> Data for this exercise:
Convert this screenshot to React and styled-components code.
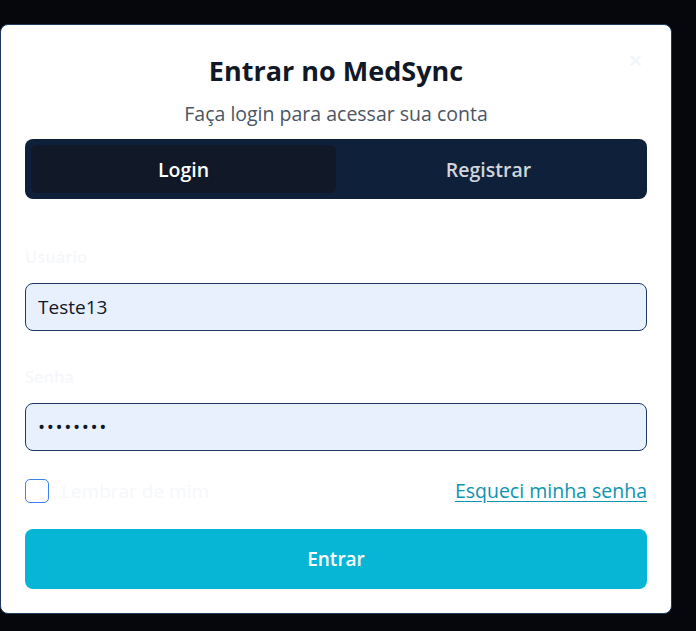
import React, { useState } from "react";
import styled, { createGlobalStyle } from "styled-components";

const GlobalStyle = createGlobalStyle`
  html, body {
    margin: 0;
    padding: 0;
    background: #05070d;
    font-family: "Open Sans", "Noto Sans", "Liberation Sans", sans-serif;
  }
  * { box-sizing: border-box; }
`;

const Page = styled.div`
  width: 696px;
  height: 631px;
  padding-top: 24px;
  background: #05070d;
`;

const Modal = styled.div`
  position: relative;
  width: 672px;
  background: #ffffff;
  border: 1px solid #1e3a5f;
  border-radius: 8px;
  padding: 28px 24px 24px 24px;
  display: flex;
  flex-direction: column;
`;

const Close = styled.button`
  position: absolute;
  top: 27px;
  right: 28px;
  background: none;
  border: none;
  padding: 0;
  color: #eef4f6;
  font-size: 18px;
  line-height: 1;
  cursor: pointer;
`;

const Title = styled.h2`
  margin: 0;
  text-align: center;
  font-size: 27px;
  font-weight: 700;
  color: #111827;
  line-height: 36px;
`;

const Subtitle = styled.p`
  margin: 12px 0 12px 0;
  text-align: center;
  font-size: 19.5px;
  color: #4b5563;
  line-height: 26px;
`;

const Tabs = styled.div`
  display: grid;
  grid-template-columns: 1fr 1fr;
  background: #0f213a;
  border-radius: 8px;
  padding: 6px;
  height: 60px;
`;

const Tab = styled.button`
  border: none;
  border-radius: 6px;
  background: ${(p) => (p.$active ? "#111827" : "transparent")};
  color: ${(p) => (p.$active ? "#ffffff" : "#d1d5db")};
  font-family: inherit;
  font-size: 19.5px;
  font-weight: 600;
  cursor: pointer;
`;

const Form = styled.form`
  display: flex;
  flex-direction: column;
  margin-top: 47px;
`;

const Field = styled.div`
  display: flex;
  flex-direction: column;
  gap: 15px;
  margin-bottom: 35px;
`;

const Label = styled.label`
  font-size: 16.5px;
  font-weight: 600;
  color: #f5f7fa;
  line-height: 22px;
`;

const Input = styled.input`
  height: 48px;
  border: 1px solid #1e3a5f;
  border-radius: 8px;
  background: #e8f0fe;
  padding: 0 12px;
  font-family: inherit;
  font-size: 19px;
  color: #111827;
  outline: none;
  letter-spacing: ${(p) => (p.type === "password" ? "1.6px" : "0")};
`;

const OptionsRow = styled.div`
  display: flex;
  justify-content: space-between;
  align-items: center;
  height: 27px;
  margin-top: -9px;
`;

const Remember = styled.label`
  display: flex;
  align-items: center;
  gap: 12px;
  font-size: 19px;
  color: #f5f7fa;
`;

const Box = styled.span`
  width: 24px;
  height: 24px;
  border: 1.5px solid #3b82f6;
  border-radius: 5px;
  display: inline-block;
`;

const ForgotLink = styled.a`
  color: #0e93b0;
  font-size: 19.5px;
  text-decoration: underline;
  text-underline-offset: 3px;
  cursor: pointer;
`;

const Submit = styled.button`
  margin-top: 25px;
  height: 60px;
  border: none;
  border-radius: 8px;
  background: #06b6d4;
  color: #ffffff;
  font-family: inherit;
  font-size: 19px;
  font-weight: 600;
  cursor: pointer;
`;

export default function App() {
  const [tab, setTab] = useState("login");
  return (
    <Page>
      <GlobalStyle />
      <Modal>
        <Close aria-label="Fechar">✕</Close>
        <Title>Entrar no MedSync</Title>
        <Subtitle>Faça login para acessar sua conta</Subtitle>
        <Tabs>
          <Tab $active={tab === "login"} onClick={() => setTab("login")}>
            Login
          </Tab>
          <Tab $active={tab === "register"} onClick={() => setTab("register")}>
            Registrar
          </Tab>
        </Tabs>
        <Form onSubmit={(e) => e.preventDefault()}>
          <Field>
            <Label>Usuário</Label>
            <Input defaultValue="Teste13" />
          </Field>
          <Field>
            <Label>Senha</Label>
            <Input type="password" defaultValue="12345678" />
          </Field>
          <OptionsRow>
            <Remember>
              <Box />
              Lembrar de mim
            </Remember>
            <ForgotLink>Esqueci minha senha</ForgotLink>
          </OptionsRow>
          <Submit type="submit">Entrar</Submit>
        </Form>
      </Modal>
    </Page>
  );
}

* * *

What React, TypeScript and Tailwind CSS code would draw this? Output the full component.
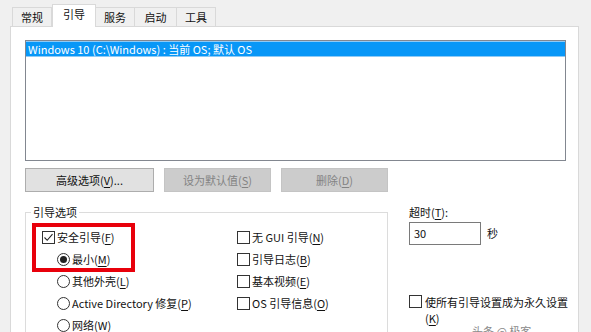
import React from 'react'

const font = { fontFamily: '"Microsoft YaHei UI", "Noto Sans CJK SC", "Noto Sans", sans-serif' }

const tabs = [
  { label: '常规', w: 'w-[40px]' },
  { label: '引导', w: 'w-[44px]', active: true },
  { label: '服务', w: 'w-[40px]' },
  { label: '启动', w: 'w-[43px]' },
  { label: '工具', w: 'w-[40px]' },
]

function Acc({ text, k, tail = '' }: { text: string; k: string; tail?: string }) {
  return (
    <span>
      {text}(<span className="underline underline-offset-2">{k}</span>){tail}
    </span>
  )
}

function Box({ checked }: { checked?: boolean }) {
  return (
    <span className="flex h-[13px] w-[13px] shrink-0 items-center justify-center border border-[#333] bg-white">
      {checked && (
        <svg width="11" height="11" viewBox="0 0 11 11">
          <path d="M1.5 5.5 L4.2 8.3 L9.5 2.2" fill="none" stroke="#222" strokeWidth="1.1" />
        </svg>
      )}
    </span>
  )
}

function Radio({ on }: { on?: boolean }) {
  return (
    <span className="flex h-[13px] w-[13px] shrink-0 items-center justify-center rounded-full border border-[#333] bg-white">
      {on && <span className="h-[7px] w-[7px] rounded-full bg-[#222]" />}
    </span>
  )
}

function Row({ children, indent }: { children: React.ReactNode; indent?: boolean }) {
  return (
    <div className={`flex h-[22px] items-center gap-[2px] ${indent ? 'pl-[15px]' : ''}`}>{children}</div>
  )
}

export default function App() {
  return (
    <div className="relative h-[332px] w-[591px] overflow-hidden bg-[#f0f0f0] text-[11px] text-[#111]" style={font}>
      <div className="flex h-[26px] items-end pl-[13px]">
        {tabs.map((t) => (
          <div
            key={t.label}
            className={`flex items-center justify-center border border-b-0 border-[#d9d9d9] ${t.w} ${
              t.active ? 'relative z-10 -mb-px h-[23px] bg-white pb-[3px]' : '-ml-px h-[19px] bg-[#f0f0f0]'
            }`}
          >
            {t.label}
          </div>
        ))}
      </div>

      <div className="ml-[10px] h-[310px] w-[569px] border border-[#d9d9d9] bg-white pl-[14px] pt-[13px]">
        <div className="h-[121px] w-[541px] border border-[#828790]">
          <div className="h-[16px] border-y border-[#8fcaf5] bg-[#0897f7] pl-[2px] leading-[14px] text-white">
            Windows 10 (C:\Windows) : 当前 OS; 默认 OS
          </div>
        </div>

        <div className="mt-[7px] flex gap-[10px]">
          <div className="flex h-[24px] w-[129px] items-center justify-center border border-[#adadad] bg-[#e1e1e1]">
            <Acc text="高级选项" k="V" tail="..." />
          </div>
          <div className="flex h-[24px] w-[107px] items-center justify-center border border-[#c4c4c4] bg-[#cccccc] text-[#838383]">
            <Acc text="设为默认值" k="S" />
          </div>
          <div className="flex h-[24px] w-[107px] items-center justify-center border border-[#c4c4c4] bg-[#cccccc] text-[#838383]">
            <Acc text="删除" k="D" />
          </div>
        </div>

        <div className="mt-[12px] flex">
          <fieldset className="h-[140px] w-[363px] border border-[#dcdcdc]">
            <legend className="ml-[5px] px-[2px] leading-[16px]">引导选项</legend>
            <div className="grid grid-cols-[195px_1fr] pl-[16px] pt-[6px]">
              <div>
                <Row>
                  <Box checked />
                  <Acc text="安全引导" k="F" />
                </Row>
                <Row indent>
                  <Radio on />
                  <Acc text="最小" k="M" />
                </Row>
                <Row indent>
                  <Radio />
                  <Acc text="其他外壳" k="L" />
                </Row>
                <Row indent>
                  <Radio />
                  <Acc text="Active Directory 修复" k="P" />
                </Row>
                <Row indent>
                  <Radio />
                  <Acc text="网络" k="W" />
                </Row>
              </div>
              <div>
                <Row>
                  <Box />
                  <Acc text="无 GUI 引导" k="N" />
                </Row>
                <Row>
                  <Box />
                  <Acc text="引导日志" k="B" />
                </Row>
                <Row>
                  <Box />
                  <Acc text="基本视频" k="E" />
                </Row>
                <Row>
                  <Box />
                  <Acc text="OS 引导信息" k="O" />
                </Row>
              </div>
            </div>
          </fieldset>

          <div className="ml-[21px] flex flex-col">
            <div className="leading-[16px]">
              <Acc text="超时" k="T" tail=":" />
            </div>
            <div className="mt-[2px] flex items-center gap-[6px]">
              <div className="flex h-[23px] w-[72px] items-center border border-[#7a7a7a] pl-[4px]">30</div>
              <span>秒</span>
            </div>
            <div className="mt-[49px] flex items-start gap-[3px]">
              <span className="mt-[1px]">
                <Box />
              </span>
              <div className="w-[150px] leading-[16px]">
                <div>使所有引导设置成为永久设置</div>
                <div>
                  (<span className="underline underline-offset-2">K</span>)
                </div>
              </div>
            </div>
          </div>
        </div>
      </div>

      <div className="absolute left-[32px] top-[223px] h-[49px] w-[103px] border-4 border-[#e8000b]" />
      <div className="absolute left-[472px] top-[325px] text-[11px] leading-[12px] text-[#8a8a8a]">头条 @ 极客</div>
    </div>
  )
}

> Exercise details:
Find the word "full" in the entries above and gather every line that holds it.

> Response:
What React, TypeScript and Tailwind CSS code would draw this? Output the full component.
    <span className="flex h-[13px] w-[13px] shrink-0 items-center justify-center rounded-full border border-[#333] bg-white">
      {on && <span className="h-[7px] w-[7px] rounded-full bg-[#222]" />}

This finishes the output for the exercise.